O que assusta ainda mais é a sensação de que o Estado perdeu o controle. Por que a polícia não consegue conter essa escalada? A resposta envolve vários fatores: número insuficiente de efetivo policial, falta de inteligência integrada entre forças de segurança, corrupção que mina investigações e um sistema prisional que serve mais como quartel-general das facções do que como lugar de ressocialização. De dentro das cadeias, líderes continuam dando ordens, recrutando soldados e ditando as regras do jogo.
Além disso, o próprio poder público parece ter se acostumado a “gerenciar” crises em vez de solucioná-las. Ocupações pontuais e operações espetaculares em bairros conflagrados até trazem respiro momentâneo, mas nada que desmantele de fato a teia criminosa que se fortalece a cada dia.
O resultado para a população é devastador: crianças crescendo em meio a tiroteios, famílias inteiras sob toque de recolher informal imposto por criminosos, trabalhadores reféns de “taxas” cobradas para abrir suas lojas. Nos becos e vielas, matar tornou-se tão banal quanto vender drogas — como se a vida humana valesse tão pouco quanto o pó que circula nas esquinas.
E cada nova execução, como a de Pacatuba, é mais um recado: não há território neutro na guerra das facções.

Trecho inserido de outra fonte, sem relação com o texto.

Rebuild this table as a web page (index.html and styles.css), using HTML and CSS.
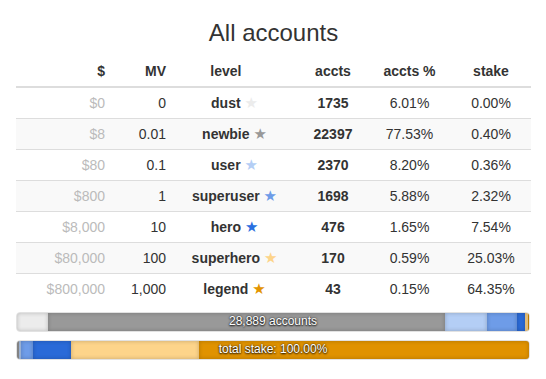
FILE: index.html
```html
<!DOCTYPE html>
<html>
<head>
<meta charset="utf-8">
<link rel="stylesheet" href="styles.css">
</head>
<body>
<div class="page">
  <h3 class="title">All accounts</h3>
  <table class="tbl">
    <colgroup>
      <col style="width:94px"><col style="width:61px"><col style="width:127px"><col style="width:70px"><col style="width:83px"><col style="width:80px">
    </colgroup>
    <thead>
      <tr>
        <th class="r">$</th>
        <th class="r">MV</th>
        <th class="c">level <span class="star hidden">★</span></th>
        <th class="c">accts</th>
        <th class="c">accts %</th>
        <th class="c">stake</th>
      </tr>
    </thead>
    <tbody>
      <tr><td class="r usd">$0</td><td class="r">0</td><td class="c b">dust <span class="star s-dust">★</span></td><td class="c b">1735</td><td class="c">6.01%</td><td class="c">0.00%</td></tr>
      <tr><td class="r usd">$8</td><td class="r">0.01</td><td class="c b">newbie <span class="star s-newbie">★</span></td><td class="c b">22397</td><td class="c">77.53%</td><td class="c">0.40%</td></tr>
      <tr><td class="r usd">$80</td><td class="r">0.1</td><td class="c b">user <span class="star s-user">★</span></td><td class="c b">2370</td><td class="c">8.20%</td><td class="c">0.36%</td></tr>
      <tr><td class="r usd">$800</td><td class="r">1</td><td class="c b">superuser <span class="star s-superuser">★</span></td><td class="c b">1698</td><td class="c">5.88%</td><td class="c">2.32%</td></tr>
      <tr><td class="r usd">$8,000</td><td class="r">10</td><td class="c b">hero <span class="star s-hero">★</span></td><td class="c b">476</td><td class="c">1.65%</td><td class="c">7.54%</td></tr>
      <tr><td class="r usd">$80,000</td><td class="r">100</td><td class="c b">superhero <span class="star s-superhero">★</span></td><td class="c b">170</td><td class="c">0.59%</td><td class="c">25.03%</td></tr>
      <tr><td class="r usd">$800,000</td><td class="r">1,000</td><td class="c b">legend <span class="star s-legend">★</span></td><td class="c b">43</td><td class="c">0.15%</td><td class="c">64.35%</td></tr>
    </tbody>
  </table>
  <div class="progress">
    <div class="seg bg-dust" style="width:6.01%"></div>
    <div class="seg bg-newbie" style="width:77.53%"></div>
    <div class="seg bg-user" style="width:8.20%"></div>
    <div class="seg bg-superuser" style="width:5.88%"></div>
    <div class="seg bg-hero" style="width:1.65%"></div>
    <div class="seg bg-superhero" style="width:0.59%"></div>
    <div class="seg bg-legend" style="width:0.15%"></div>
    <span class="label">28,889 accounts</span>
  </div>
  <div class="progress">
    <div class="seg bg-dust" style="width:0%"></div>
    <div class="seg bg-newbie" style="width:0.40%"></div>
    <div class="seg bg-user" style="width:0.36%"></div>
    <div class="seg bg-superuser" style="width:2.32%"></div>
    <div class="seg bg-hero" style="width:7.54%"></div>
    <div class="seg bg-superhero" style="width:25.03%"></div>
    <div class="seg bg-legend" style="width:64.35%"></div>
    <span class="label">total stake: 100.00%</span>
  </div>
</div>
</body>
</html>
```

FILE: styles.css
```css
html, body {
  margin: 0;
  padding: 0;
  background: #fff;
}
body {
  font-family: "Liberation Sans", Arial, sans-serif;
  font-size: 14px;
  line-height: 20px;
  color: #333;
}
.page {
  padding: 0 15px 0 16px;
}
.title {
  margin: 20px 0 10px;
  font-size: 24px;
  line-height: 26px;
  font-weight: 500;
  text-align: center;
  color: #333;
}
.tbl {
  width: 515px;
  border-collapse: collapse;
  border-spacing: 0;
  table-layout: fixed;
  margin-bottom: 8px;
}
.tbl th, .tbl td {
  padding: 5px;
  line-height: 20px;
  white-space: nowrap;
}
.tbl th {
  font-weight: bold;
  border-bottom: 2px solid #ddd;
}
.tbl td {
  border-top: 1px solid #ddd;
}
.tbl tbody tr:first-child td {
  border-top: 0;
}
.tbl tbody tr:nth-child(even) td {
  background: #f9f9f9;
}
.r { text-align: right; }
.c { text-align: center; }
.b { font-weight: bold; }
.usd { color: #bbb; }
.star {
  font-family: "DejaVu Sans", sans-serif;
  font-weight: normal;
  font-size: 15px;
  line-height: 20px;
}
.hidden { visibility: hidden; }
.s-dust { color: #ececec; }
.s-newbie { color: #999; }
.s-user { color: #b4cef5; }
.s-superuser { color: #6e9ce8; }
.s-hero { color: #2a6fe0; }
.s-superhero { color: #fdd48a; }
.s-legend { color: #e39400; }

.progress {
  position: relative;
  display: flex;
  width: 514px;
  height: 20px;
  box-sizing: border-box;
  margin-bottom: 8px;
  background: #f5f5f5;
  border: 1px solid #e2e2e2;
  border-radius: 4px;
  overflow: hidden;
  box-shadow: inset 0 1px 2px rgba(0,0,0,0.1);
}
.seg {
  height: 100%;
  flex: none;
  box-shadow: inset 0 0 4px rgba(0,0,0,0.22);
}
.bg-dust { background: #ececec; }
.bg-newbie { background: #999; }
.bg-user { background: #b4cef5; }
.bg-superuser { background: #6e9ce8; }
.bg-hero { background: #2a6ad8; }
.bg-superhero { background: #fdd48a; }
.bg-legend { background: #e09200; }
.label {
  position: absolute;
  left: 0;
  right: 0;
  top: 0;
  line-height: 17px;
  font-size: 12px;
  color: #fff;
  text-align: center;
  text-shadow: 0 1px 2px rgba(0,0,0,0.9), 0 0 2px rgba(0,0,0,0.8);
}
```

Quem perde é sempre o cidadão comum, que se vê obrigado a conviver com o medo e a desesperança, enquanto Estado e polícia parecem incapazes de retomar as rédeas.
Enquanto o Ceará não encarar a crise como prioridade absoluta, com investimentos reais em segurança, inteligência e políticas sociais para tirar jovens das mãos do crime, a Grande Fortaleza continuará a contabilizar corpos em suas ruas. Pacatuba foi só mais um capítulo macabro de uma história que parece longe do fim.
O recado das facções está dado: o Estado pode até ter armas, mas, por enquanto, quem dita as regras são elas.